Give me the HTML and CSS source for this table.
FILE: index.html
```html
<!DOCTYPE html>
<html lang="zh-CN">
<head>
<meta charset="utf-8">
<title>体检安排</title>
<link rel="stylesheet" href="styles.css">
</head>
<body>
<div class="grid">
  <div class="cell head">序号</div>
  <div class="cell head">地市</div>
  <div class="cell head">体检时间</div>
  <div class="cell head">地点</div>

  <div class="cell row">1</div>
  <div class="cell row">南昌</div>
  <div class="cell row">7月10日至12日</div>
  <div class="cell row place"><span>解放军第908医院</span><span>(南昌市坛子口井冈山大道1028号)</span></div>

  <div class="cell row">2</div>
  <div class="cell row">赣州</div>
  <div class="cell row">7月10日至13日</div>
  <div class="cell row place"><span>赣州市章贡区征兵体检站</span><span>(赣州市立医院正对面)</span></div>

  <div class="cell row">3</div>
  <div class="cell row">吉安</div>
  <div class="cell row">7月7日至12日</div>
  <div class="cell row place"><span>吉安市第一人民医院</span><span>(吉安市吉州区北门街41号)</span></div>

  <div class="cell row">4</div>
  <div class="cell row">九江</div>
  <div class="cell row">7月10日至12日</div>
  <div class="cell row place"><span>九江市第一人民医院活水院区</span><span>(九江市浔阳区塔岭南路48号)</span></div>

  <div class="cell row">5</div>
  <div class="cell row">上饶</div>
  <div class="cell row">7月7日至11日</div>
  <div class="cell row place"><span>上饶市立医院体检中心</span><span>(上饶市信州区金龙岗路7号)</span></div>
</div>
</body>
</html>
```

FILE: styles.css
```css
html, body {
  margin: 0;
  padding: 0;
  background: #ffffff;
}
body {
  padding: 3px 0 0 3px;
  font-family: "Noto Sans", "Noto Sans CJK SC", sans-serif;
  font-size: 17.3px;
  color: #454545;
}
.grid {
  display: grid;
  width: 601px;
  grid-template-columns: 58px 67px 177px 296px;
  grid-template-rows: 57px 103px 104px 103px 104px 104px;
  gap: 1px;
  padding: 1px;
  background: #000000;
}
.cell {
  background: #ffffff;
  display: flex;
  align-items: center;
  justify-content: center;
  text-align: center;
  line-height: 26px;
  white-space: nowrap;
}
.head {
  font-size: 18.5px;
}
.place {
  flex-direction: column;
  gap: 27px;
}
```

++++++++++++++++++++

▶ _TASK_: The listing above must be transcribed exactly, line by line.

▶ _FINISHED ANSWER_:
Give me the HTML and CSS source for this table.
FILE: index.html
```html
<!DOCTYPE html>
<html lang="zh-CN">
<head>
<meta charset="utf-8">
<title>体检安排</title>
<link rel="stylesheet" href="styles.css">
</head>
<body>
<div class="grid">
  <div class="cell head">序号</div>
  <div class="cell head">地市</div>
  <div class="cell head">体检时间</div>
  <div class="cell head">地点</div>

  <div class="cell row">1</div>
  <div class="cell row">南昌</div>
  <div class="cell row">7月10日至12日</div>
  <div class="cell row place"><span>解放军第908医院</span><span>(南昌市坛子口井冈山大道1028号)</span></div>

  <div class="cell row">2</div>
  <div class="cell row">赣州</div>
  <div class="cell row">7月10日至13日</div>
  <div class="cell row place"><span>赣州市章贡区征兵体检站</span><span>(赣州市立医院正对面)</span></div>

  <div class="cell row">3</div>
  <div class="cell row">吉安</div>
  <div class="cell row">7月7日至12日</div>
  <div class="cell row place"><span>吉安市第一人民医院</span><span>(吉安市吉州区北门街41号)</span></div>

  <div class="cell row">4</div>
  <div class="cell row">九江</div>
  <div class="cell row">7月10日至12日</div>
  <div class="cell row place"><span>九江市第一人民医院活水院区</span><span>(九江市浔阳区塔岭南路48号)</span></div>

  <div class="cell row">5</div>
  <div class="cell row">上饶</div>
  <div class="cell row">7月7日至11日</div>
  <div class="cell row place"><span>上饶市立医院体检中心</span><span>(上饶市信州区金龙岗路7号)</span></div>
</div>
</body>
</html>
```

FILE: styles.css
```css
html, body {
  margin: 0;
  padding: 0;
  background: #ffffff;
}
body {
  padding: 3px 0 0 3px;
  font-family: "Noto Sans", "Noto Sans CJK SC", sans-serif;
  font-size: 17.3px;
  color: #454545;
}
.grid {
  display: grid;
  width: 601px;
  grid-template-columns: 58px 67px 177px 296px;
  grid-template-rows: 57px 103px 104px 103px 104px 104px;
  gap: 1px;
  padding: 1px;
  background: #000000;
}
.cell {
  background: #ffffff;
  display: flex;
  align-items: center;
  justify-content: center;
  text-align: center;
  line-height: 26px;
  white-space: nowrap;
}
.head {
  font-size: 18.5px;
}
.place {
  flex-direction: column;
  gap: 27px;
}
```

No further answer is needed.